In a turnout of 78 per cent, delivery and sorting office workers voted by a margin of more than three to two to begin a new wave of stoppages.

While the majority in favour of action was down from 68 per cent in the first ballot last spring to 61 per cent, the management was keen to continue talks which had already begun in private before the ballot result was known. Negotiations are expected to begin before the end of the week.

Ian Laing, President of Board of Trade, argued that the vote failed to give the union a mandate to "cause misery" to the public during the Christmas period. Less than half of those eligible to vote had supported action, he pointed out.
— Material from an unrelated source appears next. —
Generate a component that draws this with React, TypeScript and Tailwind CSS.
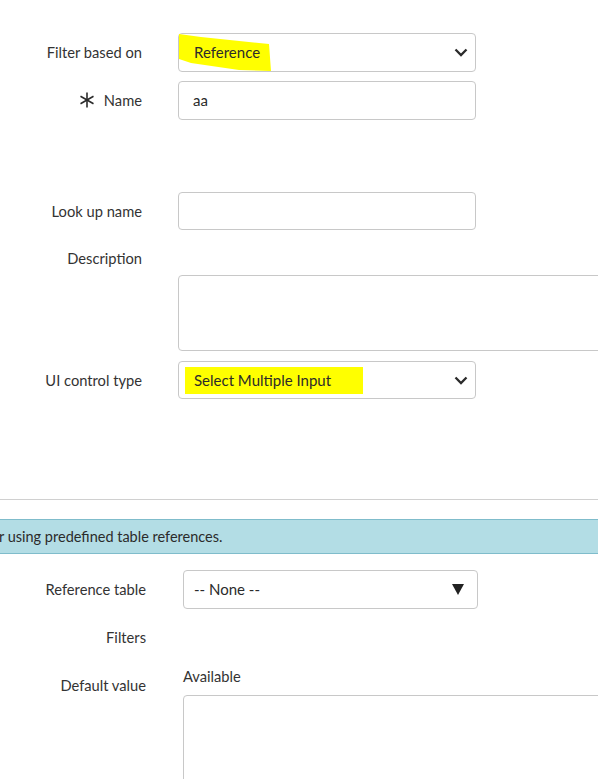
import { ReactNode } from "react"

function Chevron() {
    return (
        <svg width="14" height="9" viewBox="0 0 14 9" className="shrink-0">
            <polyline points="1.5,1.5 7,7 12.5,1.5" fill="none" stroke="#2b2b2b" strokeWidth="2.3" strokeLinejoin="miter" />
        </svg>
    )
}

function Asterisk() {
    return (
        <svg width="16" height="16" viewBox="0 0 16 16" className="shrink-0">
            <g stroke="#2b2b2b" strokeWidth="1.6" strokeLinecap="butt">
                <line x1="8" y1="0.5" x2="8" y2="15.5" />
                <line x1="1.5" y1="4.2" x2="14.5" y2="11.8" />
                <line x1="1.5" y1="11.8" x2="14.5" y2="4.2" />
            </g>
        </svg>
    )
}

function Row({ label, children, className = "" }: { label: ReactNode; children?: ReactNode; className?: string }) {
    return (
        <div className={`flex items-center ${className}`}>
            <div className="w-[142px] shrink-0 flex justify-end items-center text-[14.7px] text-[#333]">{label}</div>
            <div className="ml-[36px]">{children}</div>
        </div>
    )
}

function Row2({ label, children, className = "" }: { label: ReactNode; children?: ReactNode; className?: string }) {
    return (
        <div className={`flex items-center ${className}`}>
            <div className="w-[146px] shrink-0 text-right text-[14.7px] text-[#333]">{label}</div>
            <div className="ml-[37px]">{children}</div>
        </div>
    )
}

export default function App() {
    return (
        <div className="w-[598px] h-[779px] overflow-hidden bg-white text-[#333]" style={{ fontFamily: "Lato, 'Open Sans', sans-serif" }}>
            <div className="pt-[33px]">
                <Row label="Filter based on">
                    <div className="relative w-[298px] h-[39px] border border-[#c8c8c8] rounded-[4px] flex items-center justify-between pl-[15px] pr-[7px]">
                        <svg className="absolute left-0 top-0" width="100" height="40" viewBox="0 0 100 40">
                            <polygon points="0,0 22,3 90,10 92,37 60,36 12,29 0,25" fill="#ffff00" />
                        </svg>
                        <span className="relative text-[15px] text-[#2b2b2b]">Reference</span>
                        <Chevron />
                    </div>
                </Row>
                <Row
                    className="mt-[9px]"
                    label={
                        <span className="flex items-center gap-[9px]">
                            <Asterisk />
                            <span>Name</span>
                        </span>
                    }
                >
                    <div className="w-[298px] h-[39px] border border-[#c8c8c8] rounded-[4px] flex items-center pl-[14px] text-[15px] text-[#2b2b2b]">aa</div>
                </Row>
                <Row className="mt-[72px]" label="Look up name">
                    <div className="w-[298px] h-[38px] border border-[#c8c8c8] rounded-[4px]" />
                </Row>
                <Row className="mt-[18px] h-[20px]" label="Description" />
                <div className="mt-[7px] ml-[178px] w-[440px] h-[76px] border border-[#c8c8c8] rounded-[4px]" />
                <Row className="mt-[10px]" label="UI control type">
                    <div className="relative w-[298px] h-[38px] border border-[#c8c8c8] rounded-[4px] flex items-center justify-between pl-[15px] pr-[7px]">
                        <div className="absolute left-[6px] top-[5px] w-[178px] h-[27px] bg-[#ffff00]" />
                        <span className="relative text-[15px] text-[#2b2b2b]">Select Multiple Input</span>
                        <Chevron />
                    </div>
                </Row>
            </div>

            <div className="mt-[100px] border-t border-[#d0d0d0]" />

            <div className="mt-[19px] h-[35px] bg-[#b3dde5] border-y border-[#7fbccb] flex items-center text-[14.5px] text-[#2b2b2b]">
                <span className="-ml-[1px]">r using predefined table references.</span>
            </div>

            <Row2 className="mt-[16px]" label="Reference table">
                <div className="w-[295px] h-[39px] border border-[#c8c8c8] rounded-[4px] flex items-center justify-between pl-[10px] pr-[13px] text-[15px] text-[#2b2b2b]">
                    <span>-- None --</span>
                    <svg width="12" height="11" viewBox="0 0 12 11">
                        <polygon points="0,0 12,0 6,11" fill="#222" />
                    </svg>
                </div>
            </Row2>
            <Row2 className="mt-[17px]" label="Filters" />
            <div className="mt-[17px] flex">
                <div className="w-[146px] shrink-0 text-right text-[14.7px] text-[#333] pt-[9px]">Default value</div>
                <div className="ml-[37px]">
                    <div className="text-[14.7px] text-[#333]">Available</div>
                    <div className="mt-[8px] w-[440px] h-[120px] border border-[#c8c8c8] rounded-[4px]" />
                </div>
            </div>
        </div>
    )
}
He repeated his warning that if the postal service was disrupted, the Government would suspend the Post Office letters monopoly for three months. There is little doubt that the Conservatives will use any industrial action as an argument in favour of their proposals to remove legal immunities from unions engaged in "disproportionate" action in monopoly services.

The vote will also put considerable pressure on Labour to maintain its tough stance towards unions. However, the Opposition was determinedly playing a straight bat yesterday in reaction to the decision by 138,000 postal workers.

Stephen Byers, shadow minister for training and employment, said: "We see this as a last opportunity for both sides to get together to resume negotiations, to ensure that a satisfactory solution is found, the Post Office is saved from privatisation and that the legitimate claims of both sides are met."

Alan Johnson, joint general secretary of the Communications Union, argued that the voye, of 64,919 to 40,581, was an "unquestionable mandate" to reject the pay and productivity proposals which had already caused eight previous nationwide strikes.

Mr Johnson, who had tried to persuade his senior union colleagues to accept the Post Office offer, has suggested that a joint working party and an independent chairman should try to find a way through the dispute. The group would examine a management proposal to introduce team-working, the issue at the heart of the dispute.

Ken Wright, assistant managing director of the Royal Mail, said: "The ballot result doesn't take us anywhere. The central problem of Royal Mail's need for a new way of working cannot be wished away. Strike action will not solve the problem,it will only drive away more customers." He said that however, the fresh contact with the union provided a "real opportunity" for both sides to resolve the dispute.